_BRIEF_
Would you pull out every line of the material that contains the string "components"?

** START PROVIDED DATA **

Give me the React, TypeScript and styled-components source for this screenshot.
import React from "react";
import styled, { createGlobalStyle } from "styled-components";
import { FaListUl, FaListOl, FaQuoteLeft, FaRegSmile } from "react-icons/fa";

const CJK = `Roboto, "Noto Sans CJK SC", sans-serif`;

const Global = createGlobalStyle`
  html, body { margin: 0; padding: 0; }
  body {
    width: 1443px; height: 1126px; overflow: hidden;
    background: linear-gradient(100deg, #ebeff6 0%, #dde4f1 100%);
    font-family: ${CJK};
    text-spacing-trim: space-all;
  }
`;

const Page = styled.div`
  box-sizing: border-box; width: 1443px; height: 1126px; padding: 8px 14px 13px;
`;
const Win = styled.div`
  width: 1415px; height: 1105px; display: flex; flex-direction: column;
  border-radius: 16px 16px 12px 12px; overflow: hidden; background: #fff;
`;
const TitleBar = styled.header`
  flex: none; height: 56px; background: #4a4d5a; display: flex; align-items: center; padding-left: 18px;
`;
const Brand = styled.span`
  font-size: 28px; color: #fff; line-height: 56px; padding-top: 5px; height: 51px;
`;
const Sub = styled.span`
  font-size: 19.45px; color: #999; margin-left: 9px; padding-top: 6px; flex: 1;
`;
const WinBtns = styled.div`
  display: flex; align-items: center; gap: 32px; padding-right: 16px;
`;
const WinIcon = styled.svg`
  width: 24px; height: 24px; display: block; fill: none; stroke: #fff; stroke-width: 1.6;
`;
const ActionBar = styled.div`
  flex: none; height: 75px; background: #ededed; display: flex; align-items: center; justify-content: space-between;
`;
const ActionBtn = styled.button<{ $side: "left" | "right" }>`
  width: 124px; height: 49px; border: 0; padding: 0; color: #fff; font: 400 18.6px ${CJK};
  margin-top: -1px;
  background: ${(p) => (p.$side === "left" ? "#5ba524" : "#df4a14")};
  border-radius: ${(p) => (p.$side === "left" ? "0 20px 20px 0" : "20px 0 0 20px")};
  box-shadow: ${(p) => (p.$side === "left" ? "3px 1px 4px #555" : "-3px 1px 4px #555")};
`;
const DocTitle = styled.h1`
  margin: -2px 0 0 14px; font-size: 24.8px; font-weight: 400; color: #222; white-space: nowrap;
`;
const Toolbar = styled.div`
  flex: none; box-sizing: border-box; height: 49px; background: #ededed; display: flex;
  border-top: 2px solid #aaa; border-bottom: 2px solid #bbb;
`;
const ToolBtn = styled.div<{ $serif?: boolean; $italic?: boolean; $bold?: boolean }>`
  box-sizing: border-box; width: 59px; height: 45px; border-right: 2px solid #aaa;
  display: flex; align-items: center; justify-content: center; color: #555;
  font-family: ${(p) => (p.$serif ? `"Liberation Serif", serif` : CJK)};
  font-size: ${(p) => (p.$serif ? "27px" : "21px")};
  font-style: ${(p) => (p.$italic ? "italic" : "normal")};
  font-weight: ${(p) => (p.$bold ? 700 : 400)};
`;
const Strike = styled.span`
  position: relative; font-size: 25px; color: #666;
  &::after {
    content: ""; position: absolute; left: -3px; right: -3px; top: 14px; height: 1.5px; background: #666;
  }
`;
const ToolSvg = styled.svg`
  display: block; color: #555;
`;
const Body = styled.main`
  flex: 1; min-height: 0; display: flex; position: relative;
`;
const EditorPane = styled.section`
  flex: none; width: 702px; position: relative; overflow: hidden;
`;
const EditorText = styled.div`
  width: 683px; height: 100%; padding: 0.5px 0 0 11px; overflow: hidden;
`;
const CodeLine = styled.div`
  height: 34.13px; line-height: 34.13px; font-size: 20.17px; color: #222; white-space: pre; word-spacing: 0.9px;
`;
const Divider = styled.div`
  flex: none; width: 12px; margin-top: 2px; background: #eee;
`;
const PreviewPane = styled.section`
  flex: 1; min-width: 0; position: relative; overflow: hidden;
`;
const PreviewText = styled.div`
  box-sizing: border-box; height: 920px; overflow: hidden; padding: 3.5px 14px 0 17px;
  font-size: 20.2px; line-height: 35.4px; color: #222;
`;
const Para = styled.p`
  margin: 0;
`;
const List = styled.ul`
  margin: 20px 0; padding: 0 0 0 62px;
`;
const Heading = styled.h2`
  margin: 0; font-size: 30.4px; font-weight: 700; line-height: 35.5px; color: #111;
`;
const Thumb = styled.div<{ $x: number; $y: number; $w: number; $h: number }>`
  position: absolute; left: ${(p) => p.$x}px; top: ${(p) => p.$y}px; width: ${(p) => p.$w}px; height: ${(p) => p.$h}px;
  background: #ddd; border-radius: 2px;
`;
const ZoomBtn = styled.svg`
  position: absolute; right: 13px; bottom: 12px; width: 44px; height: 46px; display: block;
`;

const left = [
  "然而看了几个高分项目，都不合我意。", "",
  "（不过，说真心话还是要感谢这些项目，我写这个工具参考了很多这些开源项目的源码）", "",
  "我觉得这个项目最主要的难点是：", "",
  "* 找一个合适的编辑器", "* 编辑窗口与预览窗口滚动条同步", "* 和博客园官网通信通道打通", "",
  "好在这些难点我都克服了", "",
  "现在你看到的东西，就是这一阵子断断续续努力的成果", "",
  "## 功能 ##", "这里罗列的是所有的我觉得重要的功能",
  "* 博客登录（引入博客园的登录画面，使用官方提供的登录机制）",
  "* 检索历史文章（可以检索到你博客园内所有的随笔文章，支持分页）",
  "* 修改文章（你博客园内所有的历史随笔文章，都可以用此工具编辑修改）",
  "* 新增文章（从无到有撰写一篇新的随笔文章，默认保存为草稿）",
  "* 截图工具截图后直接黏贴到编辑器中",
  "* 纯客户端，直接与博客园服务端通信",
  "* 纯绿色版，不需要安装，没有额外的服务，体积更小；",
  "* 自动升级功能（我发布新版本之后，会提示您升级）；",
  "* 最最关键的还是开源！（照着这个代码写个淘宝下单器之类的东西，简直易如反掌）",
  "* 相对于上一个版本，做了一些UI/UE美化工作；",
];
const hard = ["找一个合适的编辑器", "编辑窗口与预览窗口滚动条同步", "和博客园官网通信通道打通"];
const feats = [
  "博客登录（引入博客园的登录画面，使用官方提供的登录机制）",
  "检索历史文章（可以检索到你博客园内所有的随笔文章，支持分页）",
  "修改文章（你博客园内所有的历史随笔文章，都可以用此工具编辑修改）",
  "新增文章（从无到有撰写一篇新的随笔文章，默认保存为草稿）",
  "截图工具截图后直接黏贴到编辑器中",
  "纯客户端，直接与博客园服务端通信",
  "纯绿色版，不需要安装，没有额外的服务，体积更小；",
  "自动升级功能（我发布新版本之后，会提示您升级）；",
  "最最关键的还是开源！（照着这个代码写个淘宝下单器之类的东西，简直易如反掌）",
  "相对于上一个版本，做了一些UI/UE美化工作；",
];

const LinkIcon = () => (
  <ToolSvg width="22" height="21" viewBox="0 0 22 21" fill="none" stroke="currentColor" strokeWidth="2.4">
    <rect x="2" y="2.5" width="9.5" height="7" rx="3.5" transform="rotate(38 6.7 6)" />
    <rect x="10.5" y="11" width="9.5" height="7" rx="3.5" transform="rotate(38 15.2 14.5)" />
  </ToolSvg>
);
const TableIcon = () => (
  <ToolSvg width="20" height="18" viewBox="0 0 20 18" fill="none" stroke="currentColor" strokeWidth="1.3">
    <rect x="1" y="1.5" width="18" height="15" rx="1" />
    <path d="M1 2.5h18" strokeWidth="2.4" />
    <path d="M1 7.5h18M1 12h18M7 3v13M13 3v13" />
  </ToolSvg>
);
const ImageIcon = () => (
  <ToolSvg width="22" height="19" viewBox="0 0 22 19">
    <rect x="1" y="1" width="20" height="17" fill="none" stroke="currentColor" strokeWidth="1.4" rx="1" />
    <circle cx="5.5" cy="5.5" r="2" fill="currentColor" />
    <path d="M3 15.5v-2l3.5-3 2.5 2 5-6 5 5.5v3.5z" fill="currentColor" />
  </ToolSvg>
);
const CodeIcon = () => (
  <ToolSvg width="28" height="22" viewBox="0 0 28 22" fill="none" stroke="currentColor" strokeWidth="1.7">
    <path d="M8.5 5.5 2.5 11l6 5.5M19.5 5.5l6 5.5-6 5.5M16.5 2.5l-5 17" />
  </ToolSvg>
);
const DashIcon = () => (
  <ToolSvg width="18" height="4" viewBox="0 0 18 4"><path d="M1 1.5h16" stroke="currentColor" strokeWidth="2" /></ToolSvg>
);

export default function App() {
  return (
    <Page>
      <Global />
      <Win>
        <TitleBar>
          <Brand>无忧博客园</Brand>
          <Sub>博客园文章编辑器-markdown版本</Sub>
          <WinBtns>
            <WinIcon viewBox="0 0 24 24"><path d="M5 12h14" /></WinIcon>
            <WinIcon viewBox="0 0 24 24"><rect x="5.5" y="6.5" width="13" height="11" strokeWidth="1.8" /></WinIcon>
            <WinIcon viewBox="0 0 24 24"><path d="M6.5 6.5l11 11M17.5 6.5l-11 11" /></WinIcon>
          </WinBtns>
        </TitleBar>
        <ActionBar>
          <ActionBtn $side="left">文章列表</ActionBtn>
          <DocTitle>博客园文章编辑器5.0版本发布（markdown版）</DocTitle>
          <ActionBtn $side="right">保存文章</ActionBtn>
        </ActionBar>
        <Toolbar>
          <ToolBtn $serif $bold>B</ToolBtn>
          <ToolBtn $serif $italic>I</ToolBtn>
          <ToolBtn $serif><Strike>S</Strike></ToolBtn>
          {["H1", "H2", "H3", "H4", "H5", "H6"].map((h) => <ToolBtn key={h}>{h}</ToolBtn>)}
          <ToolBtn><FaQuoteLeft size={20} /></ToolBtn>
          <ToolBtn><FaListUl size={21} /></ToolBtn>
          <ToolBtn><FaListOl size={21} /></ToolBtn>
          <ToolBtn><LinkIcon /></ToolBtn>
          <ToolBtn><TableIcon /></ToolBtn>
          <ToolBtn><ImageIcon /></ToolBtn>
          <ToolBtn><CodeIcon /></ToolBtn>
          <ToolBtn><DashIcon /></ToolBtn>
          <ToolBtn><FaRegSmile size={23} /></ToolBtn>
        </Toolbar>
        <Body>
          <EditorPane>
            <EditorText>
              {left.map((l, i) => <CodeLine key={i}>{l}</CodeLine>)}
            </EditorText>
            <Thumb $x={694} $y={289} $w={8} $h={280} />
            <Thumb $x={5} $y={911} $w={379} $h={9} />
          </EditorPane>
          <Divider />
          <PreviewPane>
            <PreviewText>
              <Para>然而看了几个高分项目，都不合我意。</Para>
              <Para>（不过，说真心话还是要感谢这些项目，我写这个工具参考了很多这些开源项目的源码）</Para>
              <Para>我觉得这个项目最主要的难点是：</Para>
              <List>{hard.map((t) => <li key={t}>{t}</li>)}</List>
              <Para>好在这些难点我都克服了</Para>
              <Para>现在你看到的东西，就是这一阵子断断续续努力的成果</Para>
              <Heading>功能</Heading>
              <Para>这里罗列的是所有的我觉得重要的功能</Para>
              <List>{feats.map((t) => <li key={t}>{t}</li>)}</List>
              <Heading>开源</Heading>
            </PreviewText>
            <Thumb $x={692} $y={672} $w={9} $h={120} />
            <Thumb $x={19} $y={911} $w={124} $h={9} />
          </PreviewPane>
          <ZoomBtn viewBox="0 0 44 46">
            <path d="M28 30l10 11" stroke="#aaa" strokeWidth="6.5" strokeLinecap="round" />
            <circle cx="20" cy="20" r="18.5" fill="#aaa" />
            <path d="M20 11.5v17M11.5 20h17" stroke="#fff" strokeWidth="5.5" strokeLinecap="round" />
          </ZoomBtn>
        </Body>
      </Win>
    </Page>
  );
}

** END PROVIDED DATA **

_TASK RESULT_
Give me the React, TypeScript and styled-components source for this screenshot.
import styled, { createGlobalStyle } from "styled-components";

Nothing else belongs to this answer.